Although outdoor porch swings can be purchased in a wide range of materials, the most common ones are wood and wicker. Wood is standard for patio swing construction. Cedar porch swings are very popular and available in many styles. You can find outdoor porch swings made from Southern Poplar, Oak, Maple, Cypress and Yellow Pine. Imported tropical woods like Teak, Brazilian Cherry, Shorea and Balau also make excellent porch swings.

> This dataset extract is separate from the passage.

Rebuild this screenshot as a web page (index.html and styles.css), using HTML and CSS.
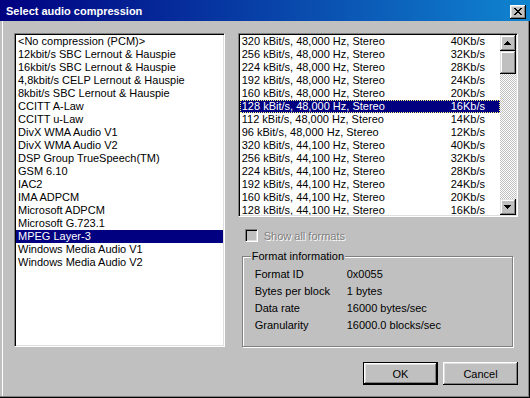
FILE: index.html
```html
<!DOCTYPE html>
<html lang="en">
<head>
<meta charset="UTF-8" />
<title>Select audio compression</title>
<link rel="stylesheet" href="styles.css">
</head>
<body>

<div class="dialog">
  <div class="titlebar">
    <span class="title">Select audio compression</span>
    <button class="close" type="button">
      <svg width="8" height="7" viewBox="0 0 8 7"><path d="M0 0h2v1H0zM6 0h2v1H6zM1 1h2v1H1zM5 1h2v1H5zM2 2h4v1H2zM3 3h2v1H3zM2 4h4v1H2zM1 5h2v1H1zM5 5h2v1H5zM0 6h2v1H0zM6 6h2v1H6z" fill="#000"/></svg>
    </button>
  </div>

  <div class="client">
    <div class="main">
      <ul class="listbox codecs">
        <li>&lt;No compression (PCM)&gt;</li>
        <li>12kbit/s SBC Lernout &amp; Hauspie</li>
        <li>16kbit/s SBC Lernout &amp; Hauspie</li>
        <li>4,8kbit/s CELP Lernout &amp; Hauspie</li>
        <li>8kbit/s SBC Lernout &amp; Hauspie</li>
        <li>CCITT A-Law</li>
        <li>CCITT u-Law</li>
        <li>DivX WMA Audio V1</li>
        <li>DivX WMA Audio V2</li>
        <li>DSP Group TrueSpeech(TM)</li>
        <li>GSM 6.10</li>
        <li>IAC2</li>
        <li>IMA ADPCM</li>
        <li>Microsoft ADPCM</li>
        <li>Microsoft G.723.1</li>
        <li class="selected">MPEG Layer-3</li>
        <li>Windows Media Audio V1</li>
        <li>Windows Media Audio V2</li>
      </ul>

      <div class="side">
        <div class="listbox formats">
          <ul class="rows">
            <li><span>320 kBit/s, 48,000 Hz, Stereo</span><span>40Kb/s</span></li>
            <li><span>256 kBit/s, 48,000 Hz, Stereo</span><span>32Kb/s</span></li>
            <li><span>224 kBit/s, 48,000 Hz, Stereo</span><span>28Kb/s</span></li>
            <li><span>192 kBit/s, 48,000 Hz, Stereo</span><span>24Kb/s</span></li>
            <li><span>160 kBit/s, 48,000 Hz, Stereo</span><span>20Kb/s</span></li>
            <li class="selected focused"><span>128 kBit/s, 48,000 Hz, Stereo</span><span>16Kb/s</span></li>
            <li><span>112 kBit/s, 48,000 Hz, Stereo</span><span>14Kb/s</span></li>
            <li><span>96 kBit/s, 48,000 Hz, Stereo</span><span>12Kb/s</span></li>
            <li><span>320 kBit/s, 44,100 Hz, Stereo</span><span>40Kb/s</span></li>
            <li><span>256 kBit/s, 44,100 Hz, Stereo</span><span>32Kb/s</span></li>
            <li><span>224 kBit/s, 44,100 Hz, Stereo</span><span>28Kb/s</span></li>
            <li><span>192 kBit/s, 44,100 Hz, Stereo</span><span>24Kb/s</span></li>
            <li><span>160 kBit/s, 44,100 Hz, Stereo</span><span>20Kb/s</span></li>
            <li><span>128 kBit/s, 44,100 Hz, Stereo</span><span>16Kb/s</span></li>
          </ul>
          <div class="scrollbar">
            <div class="arrow">
              <svg width="7" height="4" viewBox="0 0 7 4"><path d="M3 0h1v1h1v1h1v1h1v1H0V3h1V2h1V1h1z" fill="#000"/></svg>
            </div>
            <div class="thumb"></div>
            <div class="track"></div>
            <div class="arrow">
              <svg width="7" height="4" viewBox="0 0 7 4"><path d="M0 0h7v1H6v1H5v1H4v1H3V3H2V2H1V1H0z" fill="#000"/></svg>
            </div>
          </div>
        </div>

        <label class="check disabled">
          <span class="box"></span>
          <span>Show all formats</span>
        </label>

        <div class="group">
          <div class="group-title">Format information</div>
          <div class="info">
            <div class="info-row"><span>Format ID</span><span>0x0055</span></div>
            <div class="info-row"><span>Bytes per block</span><span>1 bytes</span></div>
            <div class="info-row"><span>Data rate</span><span>16000 bytes/sec</span></div>
            <div class="info-row"><span>Granularity</span><span>16000.0 blocks/sec</span></div>
          </div>
        </div>
      </div>
    </div>

    <div class="actions">
      <button class="btn default" type="button">OK</button>
      <button class="btn" type="button">Cancel</button>
    </div>
  </div>
</div>

</body>
</html>
```

FILE: styles.css
```css
body {
  margin: 0;
  font-family: "Liberation Sans", Arial, sans-serif;
  font-size: 11px;
  color: #000;
}

.dialog {
  width: 530px;
  height: 398px;
  background-color: #c0c0c0;
  display: flex;
  flex-direction: column;
}

.titlebar {
  height: 21px;
  flex: none;
  display: flex;
  align-items: center;
  padding: 0 4px 0 6px;
  background: linear-gradient(to right, #000080, #1084d0);
  color: white;
  font-weight: bold;
}

.close {
  margin: 2px 0 0 auto;
  width: 16px;
  height: 14px;
  padding: 0;
  border: none;
  background-color: #c0c0c0;
  display: flex;
  align-items: center;
  justify-content: center;
  box-shadow: inset -1px -1px #000, inset 1px 1px #fff, inset -2px -2px #808080, inset 2px 2px #dfdfdf;
}

.close svg {
  margin: 0 1px 1px 0;
}

.client {
  flex: 1;
  padding: 12px 12px 0 14px;
  box-shadow: inset -1px -1px #000, inset -2px -2px #808080, inset 2px 0 #c0c0c0, inset 3px 0 #fff;
}

.main {
  display: flex;
  gap: 13px;
}

.listbox {
  background-color: white;
  border: 1px solid;
  border-color: #808080 #fff #fff #808080;
  box-shadow: inset 1px 1px #000, inset -1px -1px #dfdfdf;
  padding: 1px;
  box-sizing: border-box;
  overflow: hidden;
}

ul {
  margin: 0;
  list-style: none;
}

li {
  height: 13px;
  line-height: 13px;
  padding-left: 2px;
  white-space: nowrap;
}

li.selected {
  background-color: #000080;
  color: white;
}

li.focused {
  outline: 1px dotted #ffff80;
  outline-offset: -1px;
}

.codecs {
  width: 212px;
  height: 314px;
}

.side {
  width: 282px;
  display: flex;
  flex-direction: column;
}

.formats {
  height: 184px;
  display: flex;
}

.rows {
  flex: 1;
  padding: 0;
  overflow: hidden;
}

.rows li {
  display: grid;
  grid-template-columns: 209px 1fr;
}

.scrollbar {
  width: 16px;
  display: flex;
  flex-direction: column;
}

.arrow,
.thumb {
  background-color: #c0c0c0;
  box-shadow: inset -1px -1px #000, inset 1px 1px #dfdfdf, inset -2px -2px #808080, inset 2px 2px #fff;
}

.arrow {
  height: 16px;
  display: flex;
  align-items: center;
  justify-content: center;
}

.arrow svg {
  margin: 0 1px 1px 0;
}

.thumb {
  height: 23px;
}

.track {
  flex: 1;
  background: repeating-conic-gradient(#fff 0 25%, #c0c0c0 0 50%) 0 0 / 2px 2px;
}

.check {
  margin: 12px 0 0 7px;
  height: 13px;
  display: flex;
  align-items: center;
  gap: 6px;
}

.check .box {
  width: 13px;
  height: 13px;
  box-sizing: border-box;
  border: 1px solid;
  border-color: #808080 #fff #fff #808080;
  box-shadow: inset 1px 1px #000, inset -1px -1px #dfdfdf;
  background-color: #c0c0c0;
}

.check.disabled {
  color: #808080;
  text-shadow: 1px 1px #fff;
}

.group {
  margin: 14px 5px 0 4px;
  border: 1px solid #808080;
  box-shadow: 1px 1px 0 #fff, inset 1px 1px 0 #fff;
  padding: 0 0 12px 0;
}

.group-title {
  width: fit-content;
  margin: -7px 0 0 8px;
  padding: 0 1px;
  line-height: 13px;
  background-color: #c0c0c0;
}

.info {
  margin-top: 3px;
  padding-left: 12px;
}

.info-row {
  display: grid;
  grid-template-columns: 92px 1fr;
  line-height: 17px;
}

.actions {
  display: flex;
  justify-content: flex-end;
  gap: 5px;
  margin-top: 15px;
}

.btn {
  width: 75px;
  height: 23px;
  padding: 0;
  border: none;
  background-color: #c0c0c0;
  font-family: inherit;
  font-size: 11px;
  color: #000;
  box-shadow: inset -1px -1px #000, inset 1px 1px #fff, inset -2px -2px #808080, inset 2px 2px #dfdfdf;
}

.btn.default {
  border: 1px solid #000;
}
```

Cedar is valued for outdoor furniture because it naturally repels water making it naturally resistant to mildew, fungi and rot. While Cedar can be an expensive initial investment, cedar porch swings do need to be painted, stained, or treated in any way. They are meant to weather in the elements, turning silvery or dark gray over time. A two-seat cedar porch swing might cost about $375.00, while a similar design in Pine, that will need to be painted, stained or treated, might cost about $250.00. Cypress is an American wood that is similarly impervious to weather. Oak porch swings are incredibly strong, and the wood is a light, warm color making it special and unique. Oak, if left to weather though becomes washed out looking.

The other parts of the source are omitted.